Copy each line in which the string "code" occurs.

** Source records **
START

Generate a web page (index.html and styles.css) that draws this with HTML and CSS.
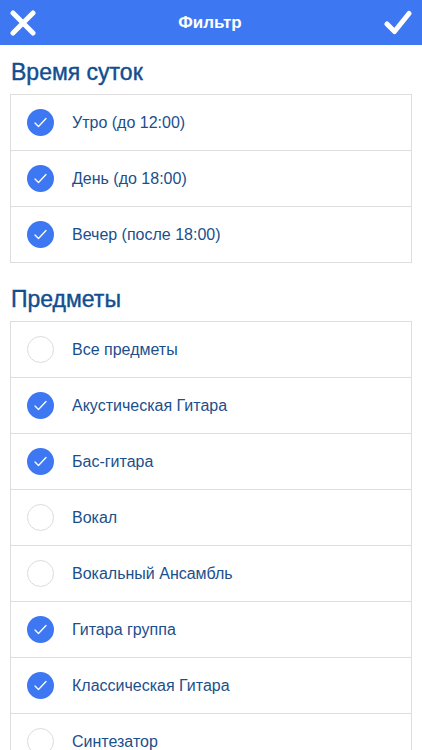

END
START

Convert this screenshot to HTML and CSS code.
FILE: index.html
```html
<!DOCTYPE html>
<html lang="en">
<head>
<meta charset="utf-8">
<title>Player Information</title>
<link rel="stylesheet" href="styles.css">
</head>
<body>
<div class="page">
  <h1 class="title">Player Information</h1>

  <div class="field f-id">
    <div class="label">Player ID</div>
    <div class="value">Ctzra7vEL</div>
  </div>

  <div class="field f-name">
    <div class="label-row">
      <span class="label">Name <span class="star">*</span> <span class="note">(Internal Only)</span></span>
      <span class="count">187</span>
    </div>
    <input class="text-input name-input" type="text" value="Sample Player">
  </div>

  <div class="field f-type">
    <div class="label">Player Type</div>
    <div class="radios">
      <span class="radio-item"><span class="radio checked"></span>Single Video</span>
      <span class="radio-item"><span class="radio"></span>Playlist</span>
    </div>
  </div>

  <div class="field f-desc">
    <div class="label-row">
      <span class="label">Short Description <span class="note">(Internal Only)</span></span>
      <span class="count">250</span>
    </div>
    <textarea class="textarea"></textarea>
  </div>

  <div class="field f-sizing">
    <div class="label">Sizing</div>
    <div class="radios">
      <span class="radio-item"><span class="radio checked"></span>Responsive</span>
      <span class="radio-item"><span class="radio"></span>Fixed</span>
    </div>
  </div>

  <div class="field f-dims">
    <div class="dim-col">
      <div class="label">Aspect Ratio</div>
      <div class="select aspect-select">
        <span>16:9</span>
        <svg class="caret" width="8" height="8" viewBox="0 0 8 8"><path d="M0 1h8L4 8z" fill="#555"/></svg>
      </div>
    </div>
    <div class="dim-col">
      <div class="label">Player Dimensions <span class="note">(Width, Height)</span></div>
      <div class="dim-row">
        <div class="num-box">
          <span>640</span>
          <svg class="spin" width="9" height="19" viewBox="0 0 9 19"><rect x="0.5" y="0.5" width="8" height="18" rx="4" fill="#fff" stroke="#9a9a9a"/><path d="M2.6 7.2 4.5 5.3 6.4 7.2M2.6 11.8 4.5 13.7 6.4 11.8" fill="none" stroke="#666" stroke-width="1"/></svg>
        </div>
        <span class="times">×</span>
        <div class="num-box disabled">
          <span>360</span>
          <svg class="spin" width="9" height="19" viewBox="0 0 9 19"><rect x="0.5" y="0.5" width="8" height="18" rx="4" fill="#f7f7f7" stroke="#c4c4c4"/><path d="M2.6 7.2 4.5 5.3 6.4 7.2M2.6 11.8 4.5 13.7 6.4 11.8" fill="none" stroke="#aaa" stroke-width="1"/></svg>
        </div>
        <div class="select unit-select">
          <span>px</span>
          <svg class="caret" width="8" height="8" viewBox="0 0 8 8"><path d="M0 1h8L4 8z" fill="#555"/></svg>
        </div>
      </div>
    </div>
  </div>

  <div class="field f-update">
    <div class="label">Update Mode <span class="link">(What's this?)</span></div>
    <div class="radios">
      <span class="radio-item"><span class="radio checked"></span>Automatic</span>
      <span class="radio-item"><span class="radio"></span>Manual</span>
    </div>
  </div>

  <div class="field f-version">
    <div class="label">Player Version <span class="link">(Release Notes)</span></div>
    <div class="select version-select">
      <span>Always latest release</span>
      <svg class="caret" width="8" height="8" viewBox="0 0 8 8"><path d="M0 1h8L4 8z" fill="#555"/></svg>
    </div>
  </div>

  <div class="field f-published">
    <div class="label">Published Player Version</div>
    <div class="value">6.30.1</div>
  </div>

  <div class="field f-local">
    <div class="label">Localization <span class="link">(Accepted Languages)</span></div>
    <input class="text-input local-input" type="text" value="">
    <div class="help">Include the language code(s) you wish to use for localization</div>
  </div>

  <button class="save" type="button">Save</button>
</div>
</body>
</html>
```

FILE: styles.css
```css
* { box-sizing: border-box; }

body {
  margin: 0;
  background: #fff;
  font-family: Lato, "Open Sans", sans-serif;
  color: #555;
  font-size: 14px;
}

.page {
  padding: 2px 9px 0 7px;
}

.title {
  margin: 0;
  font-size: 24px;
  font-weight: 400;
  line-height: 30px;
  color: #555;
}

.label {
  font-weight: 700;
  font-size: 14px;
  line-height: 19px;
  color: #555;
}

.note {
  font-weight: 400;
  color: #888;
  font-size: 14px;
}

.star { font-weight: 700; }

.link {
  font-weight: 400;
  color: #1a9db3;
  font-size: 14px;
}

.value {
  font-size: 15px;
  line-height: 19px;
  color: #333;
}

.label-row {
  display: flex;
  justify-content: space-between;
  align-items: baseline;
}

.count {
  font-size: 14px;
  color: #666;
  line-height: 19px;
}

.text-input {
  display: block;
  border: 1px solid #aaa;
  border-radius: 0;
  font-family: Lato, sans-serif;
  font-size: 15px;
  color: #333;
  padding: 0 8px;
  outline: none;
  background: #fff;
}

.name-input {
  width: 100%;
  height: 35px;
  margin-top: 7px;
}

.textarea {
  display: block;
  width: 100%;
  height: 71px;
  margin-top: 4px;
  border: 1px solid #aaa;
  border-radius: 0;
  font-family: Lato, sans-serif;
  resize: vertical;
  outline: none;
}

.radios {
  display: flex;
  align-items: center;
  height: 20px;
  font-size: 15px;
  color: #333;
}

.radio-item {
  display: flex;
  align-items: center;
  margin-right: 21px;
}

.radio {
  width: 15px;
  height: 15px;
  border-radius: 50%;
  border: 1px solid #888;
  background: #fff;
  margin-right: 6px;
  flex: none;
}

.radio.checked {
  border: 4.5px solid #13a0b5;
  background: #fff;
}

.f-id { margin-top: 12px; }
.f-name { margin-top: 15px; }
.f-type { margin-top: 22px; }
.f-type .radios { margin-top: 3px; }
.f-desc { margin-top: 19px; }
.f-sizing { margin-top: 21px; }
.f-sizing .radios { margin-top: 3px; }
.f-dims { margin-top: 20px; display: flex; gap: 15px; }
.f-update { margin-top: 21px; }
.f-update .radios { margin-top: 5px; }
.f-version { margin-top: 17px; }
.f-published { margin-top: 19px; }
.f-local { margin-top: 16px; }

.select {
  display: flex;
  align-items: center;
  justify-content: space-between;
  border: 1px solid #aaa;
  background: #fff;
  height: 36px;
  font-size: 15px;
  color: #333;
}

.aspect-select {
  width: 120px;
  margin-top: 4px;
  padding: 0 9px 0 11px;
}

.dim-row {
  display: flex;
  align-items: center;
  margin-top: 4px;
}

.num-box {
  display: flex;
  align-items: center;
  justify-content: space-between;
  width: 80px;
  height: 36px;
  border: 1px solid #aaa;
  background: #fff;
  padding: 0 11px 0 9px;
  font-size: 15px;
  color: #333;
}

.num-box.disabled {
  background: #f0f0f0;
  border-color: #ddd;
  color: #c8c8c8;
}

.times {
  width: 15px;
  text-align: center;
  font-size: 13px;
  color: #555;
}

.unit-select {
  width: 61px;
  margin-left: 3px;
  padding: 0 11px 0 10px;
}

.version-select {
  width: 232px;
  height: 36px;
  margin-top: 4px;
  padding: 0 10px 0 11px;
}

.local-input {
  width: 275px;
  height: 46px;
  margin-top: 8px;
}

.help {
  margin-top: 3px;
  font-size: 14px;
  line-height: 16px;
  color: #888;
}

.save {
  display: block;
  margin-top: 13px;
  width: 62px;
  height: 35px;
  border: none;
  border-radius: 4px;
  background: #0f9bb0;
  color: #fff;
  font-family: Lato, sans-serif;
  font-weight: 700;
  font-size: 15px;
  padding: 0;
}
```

END
START

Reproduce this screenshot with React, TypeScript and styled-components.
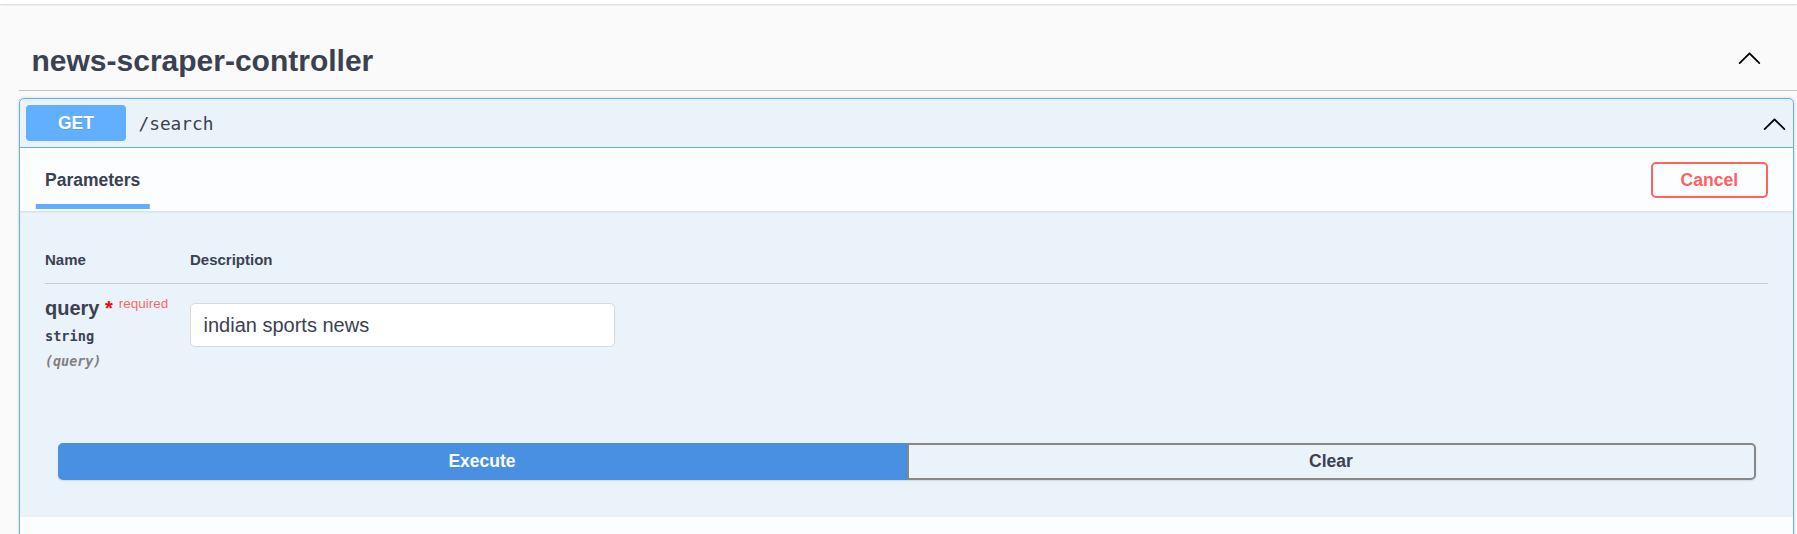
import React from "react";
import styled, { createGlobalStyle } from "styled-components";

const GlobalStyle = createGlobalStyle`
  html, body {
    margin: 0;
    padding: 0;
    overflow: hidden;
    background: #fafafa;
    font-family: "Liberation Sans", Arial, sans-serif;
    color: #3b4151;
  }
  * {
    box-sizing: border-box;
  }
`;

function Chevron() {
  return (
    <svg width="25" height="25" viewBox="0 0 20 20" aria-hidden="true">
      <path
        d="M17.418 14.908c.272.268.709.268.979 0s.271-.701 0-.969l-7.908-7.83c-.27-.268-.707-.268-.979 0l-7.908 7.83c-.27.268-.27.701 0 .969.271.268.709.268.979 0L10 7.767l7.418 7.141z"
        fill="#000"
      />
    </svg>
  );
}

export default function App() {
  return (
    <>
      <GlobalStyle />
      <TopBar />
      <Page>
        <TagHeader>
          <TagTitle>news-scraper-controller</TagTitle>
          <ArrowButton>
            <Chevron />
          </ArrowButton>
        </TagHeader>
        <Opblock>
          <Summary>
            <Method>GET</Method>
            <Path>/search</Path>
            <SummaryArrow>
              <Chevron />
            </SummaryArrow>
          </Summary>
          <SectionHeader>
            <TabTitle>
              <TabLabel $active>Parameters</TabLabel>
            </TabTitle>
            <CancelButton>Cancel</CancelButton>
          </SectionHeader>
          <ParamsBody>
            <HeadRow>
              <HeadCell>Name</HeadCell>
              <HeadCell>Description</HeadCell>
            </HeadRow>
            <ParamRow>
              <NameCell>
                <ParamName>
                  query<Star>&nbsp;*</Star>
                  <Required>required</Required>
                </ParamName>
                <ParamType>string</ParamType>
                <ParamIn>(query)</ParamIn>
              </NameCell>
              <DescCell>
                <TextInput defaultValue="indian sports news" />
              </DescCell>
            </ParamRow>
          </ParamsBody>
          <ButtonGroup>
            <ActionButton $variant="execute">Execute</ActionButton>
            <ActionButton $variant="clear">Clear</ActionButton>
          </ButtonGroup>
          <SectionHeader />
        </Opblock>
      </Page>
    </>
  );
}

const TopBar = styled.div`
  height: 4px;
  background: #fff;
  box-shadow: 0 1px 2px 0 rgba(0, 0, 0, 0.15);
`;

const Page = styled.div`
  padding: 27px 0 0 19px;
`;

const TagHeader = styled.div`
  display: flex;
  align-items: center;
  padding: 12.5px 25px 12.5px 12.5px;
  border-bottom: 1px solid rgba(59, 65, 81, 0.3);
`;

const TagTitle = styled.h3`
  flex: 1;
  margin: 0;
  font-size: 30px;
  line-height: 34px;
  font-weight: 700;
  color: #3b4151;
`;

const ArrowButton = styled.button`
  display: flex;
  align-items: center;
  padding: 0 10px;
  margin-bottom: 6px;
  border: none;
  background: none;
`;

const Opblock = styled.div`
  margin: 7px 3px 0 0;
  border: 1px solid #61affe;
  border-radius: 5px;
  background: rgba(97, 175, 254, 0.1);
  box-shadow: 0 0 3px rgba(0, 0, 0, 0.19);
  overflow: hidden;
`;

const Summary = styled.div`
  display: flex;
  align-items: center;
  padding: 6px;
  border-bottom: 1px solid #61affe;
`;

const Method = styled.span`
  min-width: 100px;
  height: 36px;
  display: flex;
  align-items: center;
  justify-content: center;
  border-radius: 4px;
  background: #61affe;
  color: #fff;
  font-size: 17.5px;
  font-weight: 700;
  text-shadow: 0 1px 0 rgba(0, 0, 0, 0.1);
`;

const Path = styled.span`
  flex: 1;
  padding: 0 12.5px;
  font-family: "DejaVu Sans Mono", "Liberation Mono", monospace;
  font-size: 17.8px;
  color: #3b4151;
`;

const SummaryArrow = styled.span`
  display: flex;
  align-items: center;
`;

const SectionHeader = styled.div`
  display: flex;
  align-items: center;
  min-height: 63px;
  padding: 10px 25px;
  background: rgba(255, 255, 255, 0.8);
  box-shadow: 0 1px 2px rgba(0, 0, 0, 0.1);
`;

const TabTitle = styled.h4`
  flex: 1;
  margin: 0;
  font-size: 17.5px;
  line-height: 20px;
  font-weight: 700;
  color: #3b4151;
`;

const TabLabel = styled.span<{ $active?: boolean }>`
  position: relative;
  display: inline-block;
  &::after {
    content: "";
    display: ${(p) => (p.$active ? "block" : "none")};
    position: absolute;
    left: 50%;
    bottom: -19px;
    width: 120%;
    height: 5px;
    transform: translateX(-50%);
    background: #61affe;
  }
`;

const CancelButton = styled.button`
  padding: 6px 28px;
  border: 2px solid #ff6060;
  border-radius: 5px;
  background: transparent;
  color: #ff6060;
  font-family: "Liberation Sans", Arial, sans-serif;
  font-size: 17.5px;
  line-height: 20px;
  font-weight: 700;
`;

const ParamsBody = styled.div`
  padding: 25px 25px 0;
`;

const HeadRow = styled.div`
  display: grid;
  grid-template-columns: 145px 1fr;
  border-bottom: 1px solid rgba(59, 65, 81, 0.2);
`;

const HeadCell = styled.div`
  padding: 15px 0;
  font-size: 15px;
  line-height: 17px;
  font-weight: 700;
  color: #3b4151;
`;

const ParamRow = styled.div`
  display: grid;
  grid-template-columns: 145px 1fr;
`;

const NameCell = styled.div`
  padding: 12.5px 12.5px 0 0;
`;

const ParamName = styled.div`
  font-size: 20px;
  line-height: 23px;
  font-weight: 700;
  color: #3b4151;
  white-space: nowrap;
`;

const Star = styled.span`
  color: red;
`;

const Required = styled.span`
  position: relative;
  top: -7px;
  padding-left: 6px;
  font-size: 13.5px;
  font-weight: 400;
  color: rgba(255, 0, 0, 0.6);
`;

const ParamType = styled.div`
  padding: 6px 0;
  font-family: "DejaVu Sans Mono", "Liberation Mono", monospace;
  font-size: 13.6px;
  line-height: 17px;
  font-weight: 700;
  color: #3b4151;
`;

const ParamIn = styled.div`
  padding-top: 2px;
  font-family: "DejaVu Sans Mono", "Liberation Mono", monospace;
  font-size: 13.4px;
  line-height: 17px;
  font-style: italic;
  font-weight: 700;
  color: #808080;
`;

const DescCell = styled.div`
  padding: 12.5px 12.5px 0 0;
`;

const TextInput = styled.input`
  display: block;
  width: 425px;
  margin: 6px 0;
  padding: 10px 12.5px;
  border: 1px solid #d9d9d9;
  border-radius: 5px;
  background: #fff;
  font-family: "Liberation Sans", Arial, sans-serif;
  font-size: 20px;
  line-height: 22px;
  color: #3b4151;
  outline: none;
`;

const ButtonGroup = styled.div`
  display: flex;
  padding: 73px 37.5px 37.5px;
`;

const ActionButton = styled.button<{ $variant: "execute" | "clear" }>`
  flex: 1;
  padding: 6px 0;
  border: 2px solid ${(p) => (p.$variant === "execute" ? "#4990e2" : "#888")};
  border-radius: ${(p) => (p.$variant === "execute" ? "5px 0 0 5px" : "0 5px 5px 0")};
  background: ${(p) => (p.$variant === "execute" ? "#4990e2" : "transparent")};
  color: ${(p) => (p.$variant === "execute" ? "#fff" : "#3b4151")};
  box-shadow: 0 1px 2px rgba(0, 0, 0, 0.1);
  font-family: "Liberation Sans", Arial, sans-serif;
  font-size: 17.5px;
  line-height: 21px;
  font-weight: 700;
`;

END

** Right answer **
Convert this screenshot to HTML and CSS code.
    <div class="help">Include the language code(s) you wish to use for localization</div>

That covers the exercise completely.